Voici le quartier des Prêtres. Une grande galerie d’honneur ! Au premier regard ils semblent plus terribles à voir que les autres, couverts ainsi de leurs ornements sacrés noirs, rouges et violets. Mais en les considérant l’un après l’autre, un rire nerveux et irrésistible vous saisit devant leurs attitudes bizarres et sinistrement comiques. En voici qui chantent ; en voilà qui prient. On leur a levé la tête et croisé les mains. Ils sont coiffés de la barrette de l’officiant qui reste posée au sommet de leur front décharné, tantôt se penche sur l’oreille d’une façon badine, tantôt leur tombe jusqu’au nez. C’est le carnaval de la mort, que rend plus burlesque la richesse dorée des costumes sacerdotaux.
De temps en temps, paraît-il, une tête roule à terre, les attaches du cou ayant été rongées par les souris. Des milliers de souris vivent dans ce charnier humain.
On me montre un homme mort en 1882. Dix-huit mois plus tôt, gai et bien portant, il était venu choisir sa place, accompagné d’un ami. « Je serai là », disait-il, et il riait.
L’ami revient seul maintenant et regarde, pendant des heures entières, le squelette immobile, debout à l’endroit désigné.
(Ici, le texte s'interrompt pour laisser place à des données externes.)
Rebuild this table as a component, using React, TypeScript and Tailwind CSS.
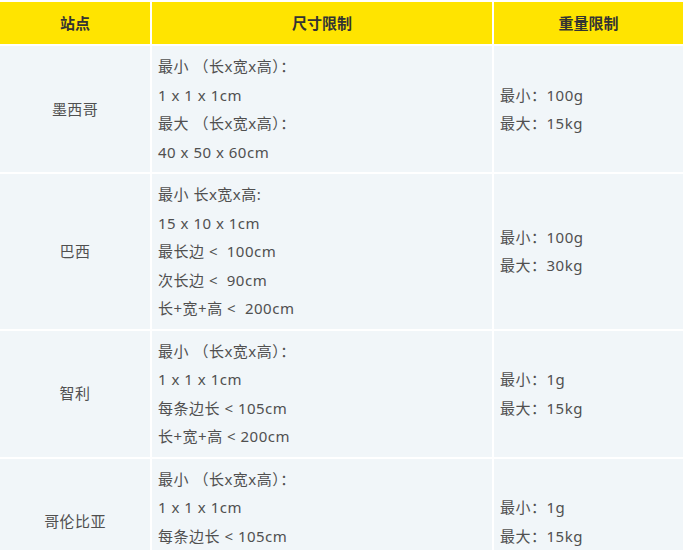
const rows = [
  {
    site: '墨西哥',
    size: ['最小 （长x宽x高）：', '1 x 1 x 1cm', '最大 （长x宽x高）：', '40 x 50 x 60cm'],
    weight: ['最小：100g', '最大：15kg'],
  },
  {
    site: '巴西',
    size: ['最小 长x宽x高:', '15 x 10 x 1cm', '最长边 <  100cm', '次长边 <  90cm', '长+宽+高 <  200cm'],
    weight: ['最小：100g', '最大：30kg'],
  },
  {
    site: '智利',
    size: ['最小 （长x宽x高）：', '1 x 1 x 1cm', '每条边长 < 105cm', '长+宽+高 < 200cm'],
    weight: ['最小：1g', '最大：15kg'],
  },
  {
    site: '哥伦比亚',
    size: ['最小 （长x宽x高）：', '1 x 1 x 1cm', '每条边长 < 105cm', '长+宽+高 < 200cm'],
    weight: ['最小：1g', '最大：15kg'],
  },
]

export default function App() {
  return (
    <div
      className="w-[683px] h-[550px] overflow-hidden bg-white pt-[2px]"
      style={{ fontFamily: '"Noto Sans", "Noto Sans CJK SC", sans-serif' }}
    >
      <div className="grid grid-cols-[150px_340px_1fr] gap-[2px] bg-white">
        {/* Header */}
        <div className="h-[42px] bg-[#ffe400] flex items-center justify-center text-[15px] font-bold text-[#333]">站点</div>
        <div className="h-[42px] bg-[#ffe400] flex items-center justify-center text-[15px] font-bold text-[#333]">尺寸限制</div>
        <div className="h-[42px] bg-[#ffe400] flex items-center justify-center text-[15px] font-bold text-[#333]">重量限制</div>

        {rows.map((row) => (
          <Row key={row.site} {...row} />
        ))}
      </div>
    </div>
  )
}

function Row({ site, size, weight }: { site: string; size: string[]; weight: string[] }) {
  return (
    <>
      <div className="bg-[#f1f6f9] flex items-center justify-center text-[15px] tracking-[0.4px] text-[#505050]">{site}</div>
      <div className="bg-[#f1f6f9] py-[6px] px-[6px] text-[15px] leading-[28.5px] tracking-[0.5px] text-[#505050] whitespace-pre">
        {size.map((line, i) => (
          <div key={i}>{line}</div>
        ))}
      </div>
      <div className="bg-[#f1f6f9] flex flex-col justify-center px-[6px] text-[15px] leading-[28.5px] tracking-[0.5px] text-[#505050]">
        {weight.map((line, i) => (
          <div key={i}>{line}</div>
        ))}
      </div>
    </>
  )
}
En certains jours de fête, les catacombes des Capucins sont ouvertes à la foule. Un ivrogne s’endormit une fois en ce lieu et se réveilla au milieu de la nuit. Il appela, hurla, éperdu d’épouvante, courant de tous les côtés, cherchant à fuir. Mais personne ne l’entendit. On le trouva au matin, tellement cramponné aux barreaux de fer de la grille d’entrée qu’il fallut de longs efforts pour l’en détacher.
Il était fou.
Depuis ce jour on a suspendu une grosse cloche près de la porte.